As Marie-Clare helpfully summarises in the podcast, the journey from sympathy to cognitive empathy (appreciating or understanding another’s feelings) to affective empathy (the transportation of feeling those feelings) offers a movement towards a deeper engagement with text, and an experience that telegraphs the miraculous, uncanny miracle of reading: these mental lives and worlds conjured up by rows of printed characters. In the podcast, I consider how some children can sit outside of that, immune, if we let them or fail to notice – much in the same way that we will find children that do not activate meaning-making at the outset of our reading fluency programme. And it is this transportation that so many avid, vocal, famous readers have tried to articulate in so many ways. It’s not something we can or would want to measure in a rubric, but it’s something we can facilitate and nurture through the choice and reading of great books and other materials, with space for thought, talk, more thought, more talk.

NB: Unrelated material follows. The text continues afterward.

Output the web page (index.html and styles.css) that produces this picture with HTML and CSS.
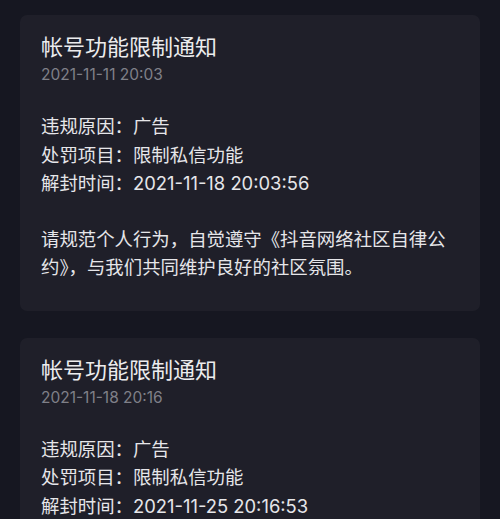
FILE: index.html
```html
<!DOCTYPE html>
<html lang="zh-CN">
<head>
<meta charset="utf-8">
<link rel="stylesheet" href="styles.css">
</head>
<body>
<div class="list">
  <div class="card">
    <div class="title">帐号功能限制通知</div>
    <div class="date">2021-11-11 20:03</div>
    <div class="info">
      <div class="line">违规原因：广告</div>
      <div class="line">处罚项目：限制私信功能</div>
      <div class="line">解封时间：2021-11-18 20:03:56</div>
    </div>
    <div class="para">请规范个人行为，自觉遵守《抖音网络社区自律公约》，与我们共同维护良好的社区氛围。</div>
  </div>
  <div class="card">
    <div class="title">帐号功能限制通知</div>
    <div class="date">2021-11-18 20:16</div>
    <div class="info">
      <div class="line">违规原因：广告</div>
      <div class="line">处罚项目：限制私信功能</div>
      <div class="line">解封时间：2021-11-25 20:16:53</div>
    </div>
    <div class="para">请规范个人行为，自觉遵守《抖音网络社区自律公约》，与我们共同维护良好的社区氛围。</div>
  </div>
</div>
</body>
</html>
```

FILE: styles.css
```css
html, body {
  margin: 0;
  padding: 0;
  background: #161721;
  height: 100%;
  overflow: hidden;
}
body {
  font-family: "Inter", "Noto Sans CJK SC", sans-serif;
  color: #e6e6e9;
}
.list {
  display: flex;
  flex-direction: column;
  gap: 27px;
  padding: 15px 20px 0;
}
.card {
  background: #1f1f29;
  border-radius: 7px;
  padding: 18px 21px 30px;
}
.title {
  font-size: 22px;
  line-height: 28px;
  color: #ececee;
}
.date {
  font-size: 15.5px;
  line-height: 28px;
  color: #7f8088;
}
.info {
  margin-top: 23px;
  font-size: 18.4px;
  line-height: 28.5px;
}
.para {
  margin-top: 27px;
  font-size: 18.4px;
  line-height: 28px;
}
```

In truth, I had written quite an extended blog on this topic. On reflection, and with some very wise feedback from some very kind colleagues, we’ve decided perhaps here and now is not the time and place. It’s been a heck of a term. Life is too short, no matter how many lives we might live in the course of our reading. If you would be interested in some further thoughts, including some further reflections on Daniel Willingham’s insights, then do look out for a more in-depth blog on my personal site. We’ll link to it here when it is ready.
For now, though, happy reading - and perhaps listening - of the deepest kind, and season’s greetings from one reading human to another.